Беспросветностью, подчеркнутой отобранностью несчастий, мерзостей и страданий панорама эта превосходит самые мрачные кошмары Достоевского. «Жестокий талант»—назвал свою статью о Достоевском Н.К. Михайловский. Определение это в полной мере может быть отнесено и к Некрасову. (Мало кто из русских литераторов так близок своим жизнеощущением Достоевскому, как Некрасов. Разве только Горький в таких своих вещах, как «Страсти-мордасти», «Карамора» и «Из дневника»).
Эта «мизантропия» Некрасова была источником многих мощных его сатирических стихотворений. («Наконец из Кенигсберга я приблизился к стране, где не любят Гуттенберга и находят вкус в г..не» и т.д.). Это, на мой взгляд, одно из самых сильных проявлений его поэтического дара.
6. Как Вы понимаете некрасовскую традицию? Существовала ли таковая... до Некрасова? В ком и в чем явлена она сегодня? Что может быть с ней завтра?
Лет тридцать назад Илья Эренбург статьей в «Литературной газете» открыл нам Бориса Слуцкого, одного из крупнейших современных поэтов русских. В ней он прямо связывал лучшие стихи Слуцкого («Вы не были в районной бане...» и т.п.) с традицией Некрасова.
Если понимать традицию широко, он был прав. В стихах других наших поэтов эта некрасовская боль звучала гораздо приглушеннее, выплескиваясь иногда лишь отдельными строчками. (Строки о тетке Дарье у Твардовского).
Но для меня поэтическая традиция — это прежде всего преемственность голоса. В этом смысле существование некрасовской традиции до Некрасова я различаю в стихотворении Лермонтова «Люблю отчизну я...». Особенно в строчках:
Проселочным путем люблю скакать в телеге
И, взором медленным пронзая ночи тень,
Встречать по сторонам, вздыхая о ночлеге,
Дрожащие огни печальных деревень...
и т.д.
После Некрасова отчетливее всего этот голос звучит для меня у Блока. Особенно в таких его стихах, как «Под насыпью, во рву некошенном...», «Россия, нищая Россия, мне избы серые твои...», «Петроградское небо мутилось дождем...».

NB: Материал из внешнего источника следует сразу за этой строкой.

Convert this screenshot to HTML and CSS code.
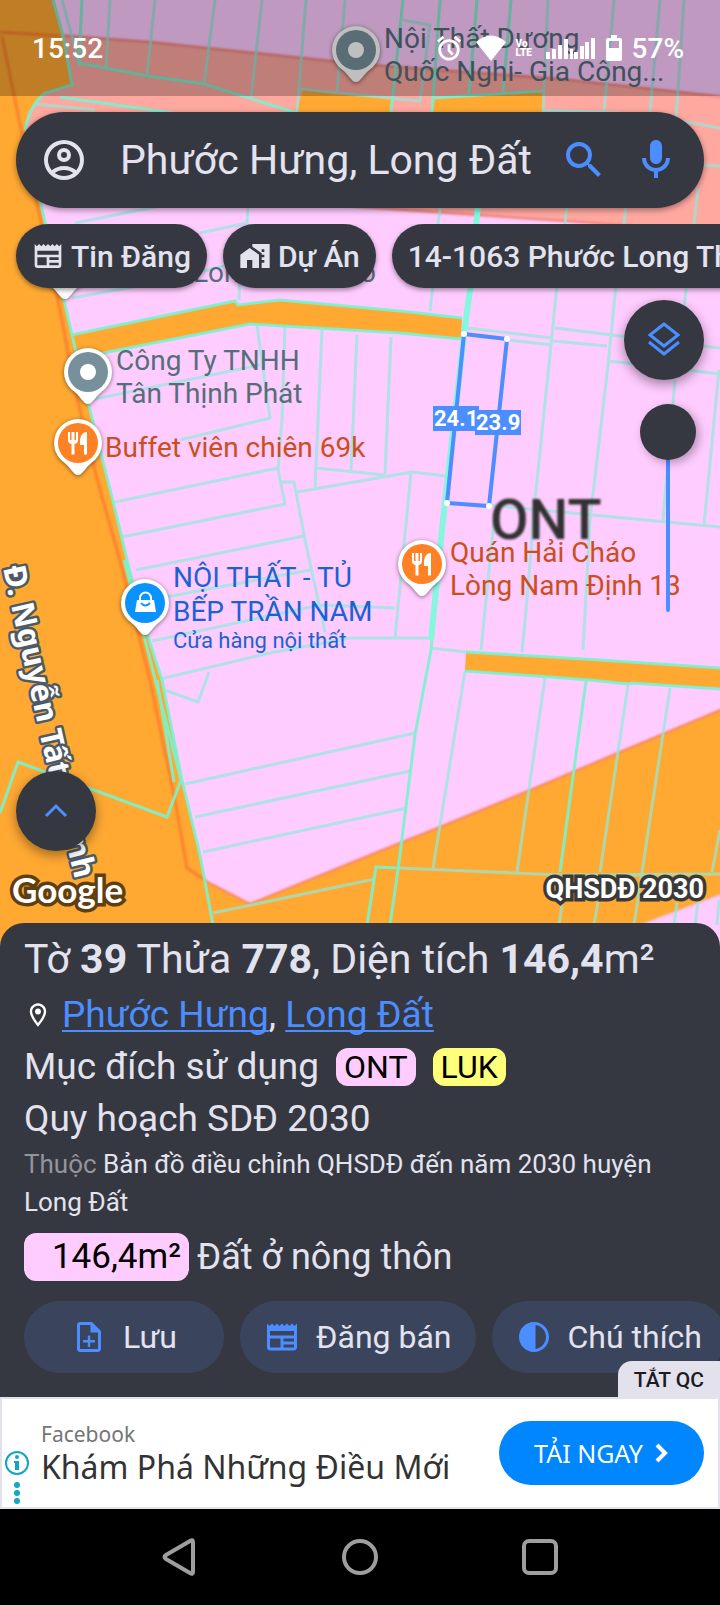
FILE: index.html
```
<!DOCTYPE html>
<html lang="vi">
<head>
    <meta charset="UTF-8">
    <meta name="viewport" content="width=device-width, initial-scale=1.0">
    <title>Bản đồ quy hoạch</title>
    <link rel="stylesheet" href="styles.css">
</head>
<body>
    <main class="map">
        <svg class="map-canvas" viewBox="0 0 720 947" preserveAspectRatio="xMidYMid slice">
            <defs>
                <filter id="soft"><feGaussianBlur stdDeviation="1"/></filter>
                <path id="pin" d="M0 32C-5 32-7 24-17 17A24 24 0 1 1 17 17C7 24 5 32 0 32Z"/>
                <path id="food" d="M-10-11v8a4 4 0 0 0 3.500 4v10.500h3V1a4 4 0 0 0 3.500-4v-8h-2v8h-1.500v-8h-3v8h-1.500v-8zM9-11C4-11 2-6 2-2v4h4v9.500h3z"/>
                <path id="street" d="M3 568C12 612 24 662 37 721S64 834 84 915"/>
            </defs>

            <!-- land use zones -->
            <rect width="720" height="947" fill="#ffccff"/>
            <g filter="url(#soft)" stroke="#f5776a" stroke-width="2">
                <path fill="#ffa8a0" d="M-5 30L55 35 150 42 360 64 560 79 725 97V233L580 222 360 207 130 180 20 150Z"/>
            </g>
            <g filter="url(#soft)">
                <path fill="#ffa933" stroke="#f8825a" stroke-width="2" d="M725 708L620 752 528 791 440 827 380 851 250 904 200 878 190 955H725Z"/>
                <path fill="#ffccff" d="M600 955L640 925 725 893V955Z"/>
            </g>
            <g fill="#ffa933">
                <path d="M-2-2H54L63 35 72 85 45 93 28 112 25 130 45 222 64 300 72 335 90 410 114 505 130 572 146 630 162 680 182 780 200 855 222 950H-2Z"/>
                <path d="M303 90L392 99 390 114H296zM434 98L543 92 542 114H432z"/>
                <path d="M71 335L235 301 238 305 280 300 400 311 462 318 461 339 400 333 250 324 108 352 76 360Z"/>
                <path d="M466 652L600 660 722 668V688L628 683 590 680 465 671Z"/>
            </g>
            <path class="edge" d="M0 32L60 36M2 36L18 115 38 208 60 310 75 390 100 490 120 560 150 680 175 800 187 868 205 880"/>

            <!-- parcel lines -->
            <path class="parcel" d="M62 0L80 66M110 0L106 68M155 0L147 75M215 0L204 84M262 0L251 98M306 0L297 112M345 0L337 92M403 20L430 25 420 101 300 89M548 0L543 112M614 0L604 112M660 0L650 112M684 0L676 120 720 128M704 165L720 166M698 188L694 224M35 104L95 110M543 110L620 113
                M75 223L160 206M248 205L247 223 200 233M440 208L438 224M567 205L565 224M626 205L624 224M200 272L240 262 239 300M72 298L150 284M433 285L430 311
                M557 285L551 345 535 500 527 600 522 652M616 285L608 365 590 520 583 650M686 288L684 310M467 328L552 338M508 340L552 345M555 328L720 348M553 341L607 346M609 361L720 374M719 370L704 525M675 380L663 520M488 505L720 527M494 520L481 650
                M257 326L270 418 180 440M90 400L260 365M285 326L282 420 278 470 285 504 122 537M322 330L315 487M357 335L351 470M391 337L385 474M316 468L385 475M297 492L412 472 446 476M281 482L294 482 305 540 325 632M115 502L278 468M136 570L304 536M150 600L310 570M152 641L320 605 395 608M160 679L270 653 350 638H430M209 672L198 702 165 690M411 472L395 638
                M185 784L415 733M195 817L410 771M203 852L407 808M431 648L466 652M545 678L517 872M628 685L600 872M670 688L642 872 634 925M720 830L712 872M465 671L433 868M213 913L375 879M398 868L560 875 720 874M562 904L559 925M598 902L594 925M677 902L674 925M698 902L695 925M719 900L717 925"/>
            <path class="parcel bold" d="M53 0L63 35 72 85 45 93Q30 105 25 130M82 0L79 63 148 76 204 84 300 114M60 97L180 114M440 0L432 112M403 0L391 112M477 0L469 94M511 0L503 92M434 98L543 91M40 200L45 222 64 300 72 335 90 410 114 505 130 572 146 630 162 680 182 780 200 855 213 925
                M71 335L235 301 238 305 280 300 400 311 462 318M76 360L108 352 250 324 400 333 461 339M466 652L600 660 720 668M465 671L590 680 628 684 632 683 720 689
                M432 640L431 650 415 735 398 870 390 925M586 681L560 872M367 925L376 867 398 868M0 813L18 762 167 817 181 780 145 640 124 560M157 680L174 782"/>
            <path class="parcel thick" d="M478 205L470 290 464 334 443 520 431 640"/>

            <!-- selected parcel -->
            <path class="selected" d="M464 334L507 339 489 506 447 503Z"/>
            <g fill="#fff">
                <circle cx="464" cy="334" r="3"/><circle cx="507" cy="339" r="3"/>
                <circle cx="489" cy="506" r="3"/><circle cx="447" cy="503" r="3"/>
            </g>
            <rect x="433" y="406" width="46" height="25" fill="#4c8dff"/>
            <text class="length" x="434" y="426">24.1</text>
            <rect x="475" y="410" width="46" height="25" fill="#4c8dff"/>
            <text class="length" x="476" y="430">23.9</text>
            <text class="zone" x="490" y="539">ONT</text>

            <text class="street"><textPath href="#street">Đ. Nguyễn Tất Thành</textPath></text>

            <!-- places -->
            <g class="place gray">
                <use href="#pin" x="356" y="50"/><circle cx="356" cy="50" r="20"/><circle class="dot" cx="356" cy="50" r="8"/>
                <text x="384" y="48">Nội Thất Dương</text>
                <text x="384" y="81">Quốc Nghi- Gia Công...</text>
                <use href="#pin" x="65" y="267"/>
                <text x="193" y="282">Lon</text>
                <text x="360" y="282">o</text>
                <use href="#pin" x="88" y="372"/><circle cx="88" cy="372" r="20"/><circle class="dot" cx="88" cy="372" r="8"/>
                <text x="116" y="370">Công Ty TNHH</text>
                <text x="116" y="403">Tân Thịnh Phát</text>
            </g>
            <g class="place orange">
                <use href="#pin" x="78" y="443"/><circle cx="78" cy="443" r="20"/><use class="glyph" href="#food" x="78" y="443"/>
                <text x="105" y="457">Buffet viên chiên 69k</text>
                <use href="#pin" x="422" y="564"/><circle cx="422" cy="564" r="20"/><use class="glyph" href="#food" x="422" y="564"/>
                <text x="450" y="562">Quán Hải Cháo</text>
                <text x="450" y="595">Lòng Nam Định 13</text>
            </g>
            <g class="place blue">
                <use href="#pin" x="145" y="603"/><circle cx="145" cy="603" r="20"/>
                <path class="glyph" d="M137 600h17l2 12h-21z"/>
                <path fill="none" stroke="#fff" stroke-width="2" d="M140 601v-3a5 5 0 0 1 11 0v3"/>
                <path fill="none" stroke="#0a93ff" stroke-width="2" d="M141 603q4 5 9 0"/>
                <text x="173" y="587">NỘI THẤT - TỦ</text>
                <text x="173" y="621">BẾP TRẦN NAM</text>
                <text class="sub" x="173" y="648">Cửa hàng nội thất</text>
            </g>
        </svg>

        <header class="status-bar">
            <span>15:52</span>
            <div class="status-icons">
                <svg width="26" height="26" viewBox="0 0 28 28" fill="none" stroke="#fff" stroke-width="3">
                    <circle cx="14" cy="16" r="10"/><path d="M14 10v7l4 4M2 7l6-5M26 7l-6-5"/>
                </svg>
                <svg class="wifi" width="30" height="26" viewBox="0 0 30 26" fill="#fff"><path d="M15 26L0 7Q15-6 30 7z"/></svg>
                <span class="volte">Vo<br>LTE</span>
                <svg class="signal" width="50" height="22" viewBox="0 0 50 22" fill="#fff"><path d="M0 15h4v7H0zM6 12h4v10H6zM12 8h4v14h-4zM18 2h4v20h-4zM24 12h3v10h-3zM28 15h4v7h-4zM34 9h4v13h-4zM39 5h4v17h-4zM45 1h4v21h-4z"/></svg>
                <svg width="16" height="26" viewBox="0 0 16 26" fill="#fff"><path fill-rule="evenodd" d="M5 0h6v3h3q2 0 2 2v19q0 2-2 2H2q-2 0-2-2V5q0-2 2-2h3zM3 6v7h10V6z"/></svg>
                <span>57%</span>
            </div>
        </header>

        <form class="search">
            <button type="button" aria-label="Tài khoản">
                <svg viewBox="0 0 24 24" fill="#e2e3ee"><path d="M12 2a10 10 0 1 0 0 20 10 10 0 0 0 0-20zM7.350 18.500C8.660 17.560 10.260 17 12 17s3.340.56 4.650 1.500C15.340 19.440 13.740 20 12 20s-3.340-.56-4.650-1.500zm10.790-1.380C16.450 15.800 14.320 15 12 15s-4.450.8-6.140 2.120A8 8 0 1 1 20 12c0 1.950-.7 3.730-1.860 5.120z"/><path d="M12 6a3.500 3.500 0 1 0 0 7 3.500 3.500 0 0 0 0-7zm0 5a1.500 1.500 0 1 1 0-3 1.500 1.500 0 0 1 0 3z"/></svg>
            </button>
            <input type="text" aria-label="Tìm kiếm" value="Phước Hưng, Long Đất">
            <button type="submit" aria-label="Tìm">
                <svg viewBox="0 0 24 24" fill="#4c8dff"><path d="M15.500 14h-.79l-.28-.27A6.470 6.470 0 0 0 16 9.500 6.500 6.500 0 1 0 9.500 16c1.610 0 3.090-.59 4.230-1.570l.27.28v.79l5 4.990L20.490 19l-4.990-5zm-6 0a4.500 4.500 0 1 1 0-9 4.500 4.500 0 0 1 0 9z"/></svg>
            </button>
            <button type="button" aria-label="Giọng nói">
                <svg viewBox="0 0 24 24" fill="#4c8dff"><path d="M12 14c1.660 0 3-1.340 3-3V5c0-1.660-1.340-3-3-3S9 3.340 9 5v6c0 1.660 1.340 3 3 3zM17 11c0 2.760-2.240 5-5 5s-5-2.240-5-5H5c0 3.530 2.610 6.430 6 6.920V21h2v-3.080c3.390-.49 6-3.390 6-6.920h-2z"/></svg>
            </button>
        </form>

        <nav class="chips">
            <button type="button">
                <svg viewBox="0 0 24 24"><path d="M22 3l-1.670 1.670L18.670 3 17 4.670 15.330 3l-1.660 1.670L12 3l-1.670 1.670L8.670 3 7 4.670 5.330 3 3.670 4.670 2 3v16c0 1.100.9 2 2 2h16c1.100 0 2-.9 2-2V3zM11 19H4v-6h7v6zm9 0h-7v-2h7v2zm0-4h-7v-2h7v2zm0-4H4V8h16v3z"/></svg>
                Tin Đăng
            </button>
            <button type="button">
                <svg viewBox="0 0 24 24"><path d="M1 11v10h5v-6h4v6h5V11L8 6z"/><path d="M10 3v1.970l7 5V11h2v2h-2v2h2v2h-2v4h6V3H10zm9 6h-2V7h2v2z"/></svg>
                Dự Án
            </button>
            <button type="button">14-1063 Phước Long Thọ</button>
        </nav>

        <div class="tools">
            <button class="fab" type="button" aria-label="Lớp bản đồ">
                <svg viewBox="0 0 40 40" width="40" height="40" fill="none" stroke="#4c8dff" stroke-width="3"><path d="M20 4l14 11-14 11L6 15zM5 22l15 12 15-12"/></svg>
            </button>
            <input class="opacity" type="range" aria-label="Độ mờ" min="0" max="100" value="100">
        </div>

        <button class="fab expand" type="button" aria-label="Mở rộng">
            <svg viewBox="0 0 24 24" width="24" height="24" fill="none" stroke="#4c8dff" stroke-width="3"><path d="M2 17l10-10 10 10"/></svg>
        </button>
        <div class="map-footer">
            <span class="google">Google</span>
            <span class="plan">QHSDĐ 2030</span>
        </div>
    </main>

    <section class="sheet">
        <h1>Tờ <b>39</b> Thửa <b>778</b>, Diện tích <b>146,4</b>m²</h1>
        <p class="row location">
            <svg viewBox="0 0 24 24" width="28" height="28" fill="#fff"><path d="M12 2C8.130 2 5 5.130 5 9c0 5.250 7 13 7 13s7-7.750 7-13c0-3.870-3.130-7-7-7zM7 9c0-2.760 2.240-5 5-5s5 2.240 5 5c0 2.880-2.880 7.190-5 9.880C9.920 16.210 7 11.850 7 9z"/><circle cx="12" cy="9" r="2.500"/></svg>
            <span><a href="#">Phước Hưng</a>, <a href="#">Long Đất</a></span>
        </p>
        <p class="row">Mục đích sử dụng <span class="tag ont">ONT</span><span class="tag luk">LUK</span></p>
        <p class="row">Quy hoạch SDĐ 2030</p>
        <p class="note"><span>Thuộc</span> Bản đồ điều chỉnh QHSDĐ đến năm 2030 huyện Long Đất</p>
        <p class="area"><span class="amount ont">146,4m²</span>Đất ở nông thôn</p>
        <div class="actions">
            <button type="button">
                <svg viewBox="0 0 24 24"><path d="M14 2H6c-1.100 0-2 .9-2 2v16c0 1.100.9 2 2 2h12c1.100 0 2-.9 2-2V8l-6-6zm4 18H6V4h7v5h5v11z"/><path d="M8 14h3.200v-3h1.600v3H16v1.700h-3.200v3h-1.600v-3H8z"/></svg>
                Lưu
            </button>
            <button type="button">
                <svg viewBox="0 0 24 24"><path d="M22 3l-1.670 1.670L18.670 3 17 4.670 15.330 3l-1.660 1.670L12 3l-1.670 1.670L8.670 3 7 4.670 5.330 3 3.670 4.670 2 3v16c0 1.100.9 2 2 2h16c1.100 0 2-.9 2-2V3zM11 19H4v-6h7v6zm9 0h-7v-2h7v2zm0-4h-7v-2h7v2zm0-4H4V8h16v3z"/></svg>
                Đăng bán
            </button>
            <button type="button">
                <svg viewBox="0 0 24 24"><path d="M12 22c5.520 0 10-4.480 10-10S17.520 2 12 2 2 6.480 2 12s4.480 10 10 10zm1-17.930c3.940.49 7 3.850 7 7.930s-3.050 7.440-7 7.930V4.070z"/></svg>
                Chú thích
            </button>
        </div>
    </section>

    <aside class="ad">
        <button class="ad-off" type="button">TẮT QC</button>
        <div class="ad-info">
            <svg viewBox="0 0 24 56" width="24" height="56" fill="#12a5c4">
                <circle cx="12" cy="12" r="11" fill="none" stroke="#12a5c4" stroke-width="2"/>
                <circle cx="12" cy="6" r="2"/><path d="M9 10h5v9h-4v-7H9z"/>
                <circle cx="12" cy="34" r="3"/><circle cx="12" cy="42" r="3"/><circle cx="12" cy="50" r="3"/>
            </svg>
        </div>
        <div class="ad-text">
            <small>Facebook</small>
            <strong>Khám Phá Những Điều Mới</strong>
        </div>
        <button class="ad-button" type="button">
            TẢI NGAY
            <svg viewBox="0 0 14 20" width="14" height="20" fill="none" stroke="#fff" stroke-width="4"><path d="M2 2l8 8-8 8"/></svg>
        </button>
    </aside>

    <footer class="nav-bar">
        <button type="button" aria-label="Quay lại">
            <svg viewBox="0 0 40 40"><path d="M33 5v30q0 3-3 1L6 22q-3-2 0-4L30 4q3-2 3 1z"/></svg>
        </button>
        <button type="button" aria-label="Màn hình chính">
            <svg viewBox="0 0 40 40"><circle cx="20" cy="20" r="16"/></svg>
        </button>
        <button type="button" aria-label="Gần đây">
            <svg viewBox="0 0 40 40"><rect x="4" y="4" width="32" height="32" rx="5"/></svg>
        </button>
    </footer>
</body>
</html>
```
FILE: styles.css
```
* {
    box-sizing: border-box;
}

body {
    margin: 0;
    min-height: 100vh;
    display: flex;
    flex-direction: column;
    font-family: Roboto, 'Noto Sans', sans-serif;
    background-color: #000;
    color: #e2e3ee;
}

h1, p {
    margin: 0;
    font-weight: 400;
}

button {
    padding: 0;
    border: none;
    background: none;
    color: inherit;
    font-family: inherit;
    cursor: pointer;
}

svg {
    display: block;
    flex-shrink: 0;
}

/* map */
.map {
    position: relative;
    flex: 1;
    min-height: 800px;
    margin-bottom: -24px;
    overflow: hidden;
}

.map-canvas {
    position: absolute;
    inset: 0;
    width: 100%;
    height: 100%;
}

.parcel {
    fill: none;
    stroke: #8eeadb;
    stroke-width: 3;
    stroke-opacity: 0.7;
}

.parcel.bold {
    stroke: #7af2cf;
    stroke-opacity: 0.9;
}

.parcel.thick {
    stroke: #86f7df;
    stroke-width: 6;
    stroke-opacity: 1;
}

.edge {
    fill: none;
    stroke: #fb6f2a;
    stroke-width: 3;
    filter: url(#soft);
    opacity: 0.7;
}

.selected {
    fill: none;
    stroke: #4c8dff;
    stroke-width: 4;
}

.length {
    font-size: 22px;
    font-weight: 700;
    fill: #fff;
}

.zone {
    font-size: 56px;
    font-weight: 500;
    fill: #333;
    filter: url(#soft);
}

.street {
    font-family: 'Noto Sans', sans-serif;
    font-size: 31px;
    font-weight: 700;
    fill: #fff;
    stroke: #4b5a66;
    stroke-width: 5;
    stroke-linejoin: round;
    paint-order: stroke;
}

.place {
    font-size: 28px;
}

.place use:not(.glyph) {
    fill: #fff;
    filter: drop-shadow(0 1px 2px rgba(0, 0, 0, 0.5));
}

.place .sub {
    font-size: 22px;
}

.place .glyph, .place .dot {
    fill: #fff;
}

.gray {
    fill: #546e7a;
}

.gray circle {
    fill: #78909c;
}

.orange {
    fill: #c8501a;
}

.orange circle {
    fill: #ff8126;
}

.blue {
    fill: #1a62d4;
}

.blue circle {
    fill: #0a93ff;
}

.status-bar {
    position: relative;
    display: flex;
    justify-content: space-between;
    align-items: center;
    height: 96px;
    padding: 0 36px 0 32px;
    background-color: rgba(0, 0, 0, 0.25);
    color: #fff;
    font-size: 28px;
    font-weight: 500;
}

.status-icons {
    display: flex;
    align-items: center;
    gap: 10px;
}

.wifi {
    margin-left: 4px;
}

.volte {
    width: 20px;
    font-size: 10px;
    line-height: 9px;
    font-weight: 900;
}

.search {
    position: relative;
    display: flex;
    align-items: center;
    gap: 24px;
    height: 96px;
    margin: 16px;
    padding: 0 24px;
    border-radius: 48px;
    background-color: #363841;
    box-shadow: 0 2px 6px rgba(0, 0, 0, 0.4);
}

.search input {
    flex: 1;
    min-width: 0;
    padding: 0 0 0 8px;
    border: none;
    outline: none;
    background: none;
    color: inherit;
    font-family: inherit;
    font-size: 41px;
}

.search svg {
    width: 48px;
    height: 48px;
}

.chips {
    position: relative;
    display: flex;
    gap: 16px;
    padding: 0 0 8px 16px;
    overflow: hidden;
}

.chips button {
    display: flex;
    flex-shrink: 0;
    align-items: center;
    gap: 7px;
    height: 64px;
    padding: 0 16px;
    border-radius: 32px;
    background-color: #363841;
    box-shadow: 0 2px 5px rgba(0, 0, 0, 0.4);
    font-size: 30px;
    font-weight: 500;
}

.chips svg {
    width: 32px;
    height: 32px;
    fill: #e2e3ee;
}

.tools {
    position: absolute;
    top: 300px;
    right: 16px;
    display: flex;
    flex-direction: column;
    align-items: center;
    gap: 24px;
}

.fab {
    display: flex;
    justify-content: center;
    align-items: center;
    width: 80px;
    height: 80px;
    border-radius: 50%;
    background-color: #363841;
    box-shadow: 0 4px 12px rgba(0, 0, 0, 0.4);
}

.opacity {
    appearance: none;
    writing-mode: vertical-lr;
    direction: rtl;
    width: 56px;
    height: 208px;
    margin: 0 0 0 8px;
    background: none;
}

.opacity::-webkit-slider-runnable-track {
    width: 4px;
    border-radius: 2px;
    background-color: #4c8dff;
}

.opacity::-webkit-slider-thumb {
    appearance: none;
    width: 56px;
    height: 56px;
    margin-left: -26px;
    border-radius: 50%;
    background-color: #363841;
    box-shadow: 3px 3px 10px rgba(0, 0, 0, 0.3);
}

.expand {
    position: absolute;
    left: 16px;
    bottom: 96px;
}

.map-footer {
    position: absolute;
    left: 12px;
    right: 16px;
    bottom: 36px;
    display: flex;
    justify-content: space-between;
    align-items: center;
    color: #fff;
    line-height: 44px;
    paint-order: stroke;
}

.google {
    font-family: Lato, sans-serif;
    font-size: 35px;
    font-weight: 700;
    -webkit-text-stroke: 7px #5e3f12;
}

.plan {
    font-size: 27px;
    font-weight: 700;
    -webkit-text-stroke: 7px #3a3a3a;
}

/* parcel details */
.sheet {
    position: relative;
    padding: 10px 24px 24px;
    border-radius: 24px 24px 0 0;
    background-color: #363841;
    overflow: hidden;
}

.sheet h1 {
    margin-bottom: 4px;
    font-size: 41px;
    line-height: 52px;
}

.sheet b {
    font-weight: 700;
}

.row {
    display: flex;
    align-items: center;
    font-size: 37px;
    line-height: 52px;
}

.location {
    gap: 10px;
}

.sheet a {
    color: #4c8dff;
    text-decoration-thickness: 2px;
    text-underline-offset: 3px;
    text-decoration-skip-ink: none;
}

.tag {
    margin-left: 17px;
    padding: 0 8px;
    border-radius: 12px;
    color: #000;
    font-size: 32px;
    line-height: 38px;
}

.ont {
    background-color: #ffccff;
}

.luk {
    background-color: #ffff7a;
}

.note {
    font-size: 26px;
    line-height: 38px;
}

.note span {
    color: #93949c;
}

.area {
    display: flex;
    align-items: center;
    gap: 8px;
    margin: 12px 0 20px;
    font-size: 36px;
    line-height: 48px;
}

.amount {
    min-width: 165px;
    padding-right: 8px;
    border-radius: 12px;
    color: #000;
    font-size: 35px;
    text-align: right;
}

.actions {
    display: flex;
    gap: 16px;
    margin-right: -24px;
    overflow: hidden;
}

.actions button {
    display: flex;
    flex-shrink: 0;
    justify-content: center;
    align-items: center;
    gap: 16px;
    min-width: 200px;
    height: 72px;
    padding: 0 24px;
    border-radius: 36px;
    background-color: #3a455d;
    font-size: 32px;
}

.actions svg {
    width: 36px;
    height: 36px;
    fill: #4c8dff;
}

/* ad banner */
.ad {
    position: relative;
    display: flex;
    align-items: center;
    height: 112px;
    padding-right: 14px;
    border: 2px solid #e3e1ec;
    background-color: #fff;
    color: #333;
    font-family: 'Noto Sans', sans-serif;
}

.ad-off {
    position: absolute;
    right: -2px;
    bottom: 108px;
    height: 38px;
    padding: 0 16px;
    border-radius: 14px 0 0 0;
    background-color: #e3e1ec;
    color: #1b1b23;
    font-family: Roboto, sans-serif;
    font-size: 21px;
    font-weight: 500;
}

.ad-info {
    align-self: flex-end;
    width: 39px;
    padding-left: 3px;
}

.ad-text {
    flex: 1;
    min-width: 0;
}

.ad-text small, .ad-text strong {
    display: block;
    font-weight: 400;
}

.ad-text small {
    color: #757575;
    font-size: 21px;
    line-height: 28px;
}

.ad-text strong {
    font-size: 32px;
    line-height: 38px;
}

.ad-button {
    display: flex;
    justify-content: center;
    align-items: center;
    gap: 12px;
    width: 205px;
    height: 64px;
    border-radius: 32px;
    background-color: #0086ff;
    color: #fff;
    font-size: 25px;
}

/* system navigation */
.nav-bar {
    display: flex;
    justify-content: center;
    align-items: center;
    gap: 140px;
    height: 96px;
}

.nav-bar svg {
    width: 40px;
    height: 40px;
    fill: none;
    stroke: #9e9e9e;
    stroke-width: 4;
}
```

Голос Некрасова я слышу в горьком стихотворении Исаковского «Враги сожгли родную хату».
О том, что будет завтра — не могу знать.
7. «...Иль нет людей, идущих дальше фразы»?
Люди, не идущие дальше фразы, конечно, уважения не вызывают. Но и так называемые люди действия, то есть те, у кого нет расстояния, отделяющего «фразу» от поступка, вызывают у меня не только восторг. В старом споре — «Гамлет или Дон Кихот?» — я, вопреки Тургеневу, склоняюсь к Гамлету.
Конечно, поступок поступку рознь. Один сжигает себя (Ян Палах), другой кидает бомбу в царя. Но мне что-то не хочется петь славу «безумству храбрых». Мне ближе не человек действия, а поэт, который стремится «свой предсмертный стон облечь в торжественную оду». В конечном счете слово поэта — это тоже дело. Может быть, самое прекрасное из всех дел человеческих.